Was it not 36 hours ago when I posted about the grave matter of sending perfectly good Saabs to the crusher or cars that suffered an unfortunate ownership at the hands of a negligent owner? Yesterday was one of the rare occasions that yielded a happy ending for both the seller and the buyer!

So I was working out in the cloudy, cold and rainy environs of my screened-in porch around lunchtime yesterday when the cell phone started buzzing away flashing “Ryan” on the screen. Well, sure enough it was Ryan and he told me about this guy who had just called his buddy’s shop looking to offload a 1997 9000 CS. By offload, I mean it in the worst possible way… the guy was on the verge of calling the junkyard to have a perfectly running and driving car sent to the crusher for the lack of a “proper buyer”.

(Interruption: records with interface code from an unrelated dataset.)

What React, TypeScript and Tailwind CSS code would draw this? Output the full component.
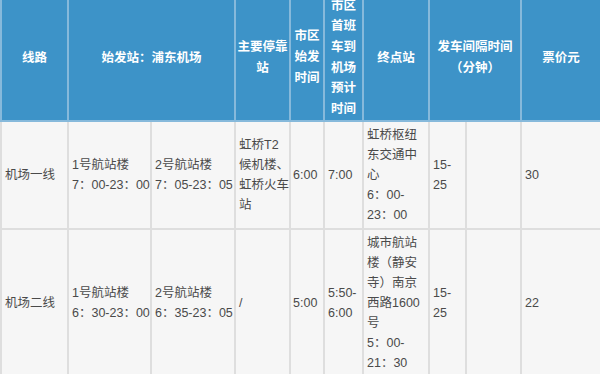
import React from 'react';

const font = { fontFamily: '"Liberation Sans", "Noto Sans CJK SC", sans-serif' };

const th = 'border-2 border-[#86b9db] bg-[#3d93c8] text-white font-bold text-center align-middle py-0';
const td = 'border-2 border-[#dedede] bg-[#f6f6f6] text-[#4a4a4a] text-left align-middle py-[3px]';

const rows = [
    {
        line: '机场一线',
        t1: ['1号航站楼', '7：00-23：00'],
        t2: ['2号航站楼', '7：05-23：05'],
        stops: '虹桥T2候机楼、虹桥火车站',
        depart: '6:00',
        arrive: '7:00',
        end: ['虹桥枢纽东交通中心', '6：00-23：00'],
        interval: '15-25',
        price: '30',
    },
    {
        line: '机场二线',
        t1: ['1号航站楼', '6：30-23：00'],
        t2: ['2号航站楼', '6：35-23：05'],
        stops: '/',
        depart: '5:00',
        arrive: '5:50-6:00',
        end: ['城市航站楼（静安寺）南京西路1600号', '5：00-21：30'],
        interval: '15-25',
        price: '22',
    },
];

export default function App() {
    return (
        <div className="w-[600px] h-[374px] overflow-hidden bg-white" style={font}>
            <table className="table-fixed border-collapse w-[600px] -mt-[7px] text-[12.5px] leading-[20px]">
                <colgroup>
                    <col className="w-[67px]" />
                    <col className="w-[83px]" />
                    <col className="w-[84px]" />
                    <col className="w-[55px]" />
                    <col className="w-[34px]" />
                    <col className="w-[39px]" />
                    <col className="w-[66px]" />
                    <col className="w-[37px]" />
                    <col className="w-[55px]" />
                    <col className="w-[80px]" />
                </colgroup>
                <thead>
                    <tr className="h-[127px]">
                        <th className={`${th} px-[3px]`}>线路</th>
                        <th className={`${th} px-[3px]`} colSpan={2}>始发站：浦东机场</th>
                        <th className={`${th} px-0 leading-[21px]`}>主要停靠<br />站</th>
                        <th className={`${th} px-[3px] leading-[21px]`}>市区始发时间</th>
                        <th className={`${th} px-[3px] leading-[20.6px]`}>市区首班车到机场预计时间</th>
                        <th className={`${th} px-[3px]`}>终点站</th>
                        <th className={`${th} px-[3px] leading-[21px]`} colSpan={2}>发车间隔时间<br />（分钟）</th>
                        <th className={`${th} px-[3px]`}>票价元</th>
                    </tr>
                </thead>
                <tbody>
                    {rows.map(r => (
                        <tr key={r.line}>
                            <td className={`${td} px-[3px]`}>{r.line}</td>
                            <td className={`${td} px-[3px] whitespace-nowrap`}>{r.t1[0]}<br />{r.t1[1]}</td>
                            <td className={`${td} px-[3px] whitespace-nowrap`}>{r.t2[0]}<br />{r.t2[1]}</td>
                            <td className={`${td} pl-[3px] pr-0`}>{r.stops}</td>
                            <td className={`${td} pl-[2px] pr-0`}>{r.depart}</td>
                            <td className={`${td} px-[3px]`}>{r.arrive}</td>
                            <td className={`${td} px-[3px]`}>{r.end[0]}<br />{r.end[1]}</td>
                            <td className={`${td} px-[3px]`}>{r.interval}</td>
                            <td className={`${td} px-[3px]`}></td>
                            <td className={`${td} px-[3px]`}>{r.price}</td>
                        </tr>
                    ))}
                </tbody>
            </table>
        </div>
    );
}
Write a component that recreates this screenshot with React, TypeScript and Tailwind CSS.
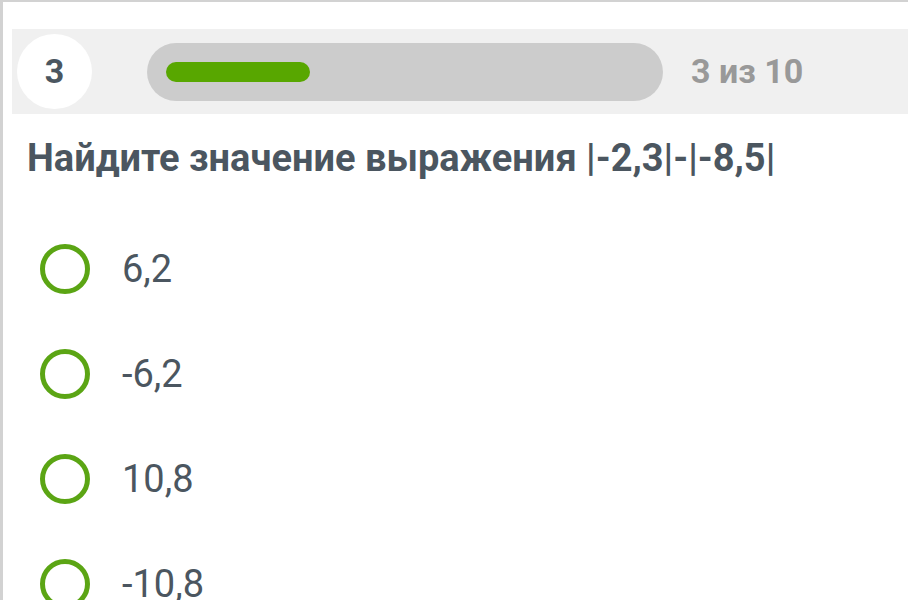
import React from "react";

const answers = ["6,2", "-6,2", "10,8", "-10,8"];

function Option({ label }: { label: string }) {
  return (
    <div className="flex h-[105px] items-center">
      <span className="ml-[37px] box-border h-[50px] w-[50px] shrink-0 rounded-full border-[5px] border-[#5ba514]" />
      <span className="ml-[32px] text-[38px] leading-none text-[#4b5660]">{label}</span>
    </div>
  );
}

export default function App() {
  return (
    <div
      className="h-[600px] w-[908px] overflow-hidden border-l-[3px] border-t-2 border-[#d2d2d2] bg-white"
      style={{ fontFamily: "Roboto, 'Noto Sans', sans-serif" }}
    >
      {/* progress header */}
      <div className="ml-[9px] mt-[27px] flex h-[85px] items-center bg-[#f0f0f0]">
        <div className="ml-[5px] flex h-[75px] w-[75px] shrink-0 items-center justify-center rounded-full bg-white text-[34px] font-bold text-[#4b5660]">
          3
        </div>
        <div className="ml-[55px] flex h-[58px] w-[516px] shrink-0 items-center rounded-full bg-[#cccccc] pl-[19px]">
          <div className="h-[20px] w-[144px] rounded-full bg-[#58a700]" />
        </div>
        <div className="ml-[28px] text-[34px] font-bold text-[#999999]">3 из 10</div>
      </div>

      <h1 className="ml-[24px] mt-[20px] text-[38px] font-bold leading-[48px] text-[#4b5660]">
        Найдите значение выражения |-2,3|-|-8,5|
      </h1>

      <div className="mt-[34px]">
        {answers.map((a) => (
          <Option key={a} label={a} />
        ))}
      </div>
    </div>
  );
}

Granted, the 9000 is a really nice car, but it’s not for everyone. I had one sitting on my front lawn for four months a few years ago before someone came and bought it on Christmas Eve. The parts can be a touch expensive and hard to find, and that naturally strikes it off the lists of many would-be buyers. This guy selling the car knew that; knowing that the hood was chipped, headlight was cracked and it sat for a year, Ryan and I went to save it from a fate worse than sitting in a driveway for all eternity waiting for a buyer.

When we arrived, the 9000 was purring in the driveway as the clouds started to break. The car was beautiful – black paint in need of a little TLC, sand beige leather interior, manual tranny, 220k miles (hardly broken in!) and nothing of any major significance wrong with it. It didn’t take long to walk around the thing and think up a quick offer. Offer accepted, Ryan called for the trusty AAA Plus tow back to the central part of the state so his mechanic could start fixing it up for road use.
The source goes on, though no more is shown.